Restoring from tape became increasingly rare, with clever disk-based solutions like snapshots meaning that tape had become a last line of defence. Increasingly, the backups were completely automated, to the point where no one seemed to think very much about testing the restoration of data. It was assumed, more or less, that if the backups were running, then the restoration of data from them would be possible.

Generally, there was always a difficulty in organising a full restore from backup. If the test went wrong, then in principle the data was gone! Often a full restore was tested before a system went live - but once the system was live, it could take quite a bit of ingenuity to test a restore properly. In the old days, when a system required a single Unix server with a tape backup every night, it was relatively easy to restore onto a similar server somewhere else and test the restored system.
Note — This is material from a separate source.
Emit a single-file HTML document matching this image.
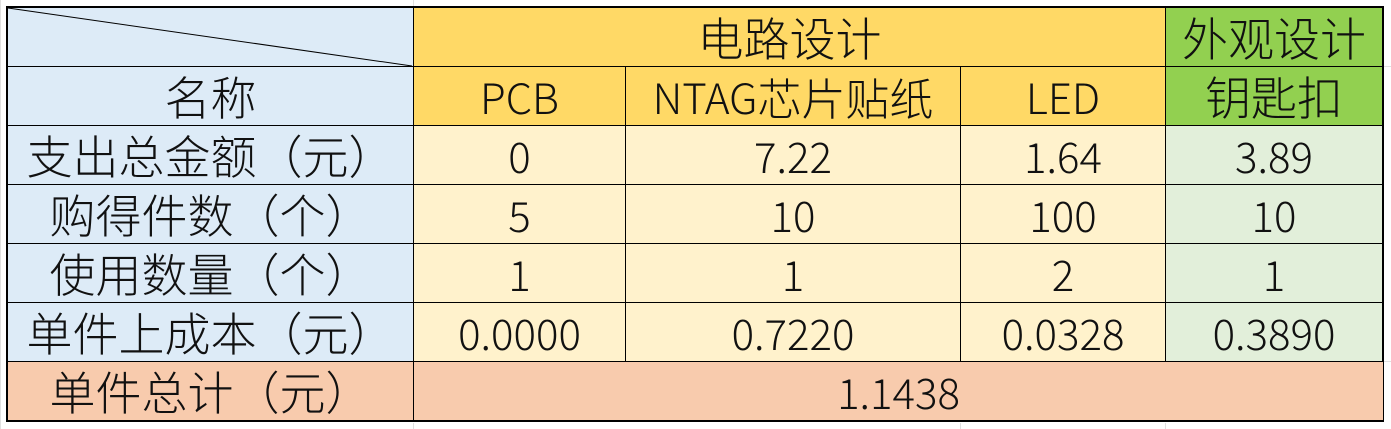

It might take one techie less than a day to do the whole off-site restoration, using tapes that were stored off-site, where nothing from the live site was needed. In the 1990's we did this sort of thing regularly - although we always kept our fingers crossed when a restore from tape was involved.

But, as systems became increasingly complex and interdependent - with an environment of perhaps several hundred virtual servers - creating a test installation was a project in itself. In one of the last projects I worked on, it took about six weeks to configure the server infrastructure. If an additional user-test environment was required, then it took about six weeks for the various Windows, Linux, Oracle and other techies to do their thing. Then, all the application software had to be loaded. (I think it cost about £1 million per environment!). By contrast, in the old days, creating a new test environment could take a couple of hours - copy the executables, copy an existing database, do some configuration, update the backup schedule(!) and that was it. And, it came at no additional cost - as long as the server had enough memory for another Oracle database. In one case, we had a single Unix server with nine test enviornments on it.

I worked on a project in about 2012 where we did a major upgrade by going live on what had been the "disaster recovery" (DR) site and swapping the roles of live and DR data centres. That all went well, but it was a controlled project over several months and not a DR test as such.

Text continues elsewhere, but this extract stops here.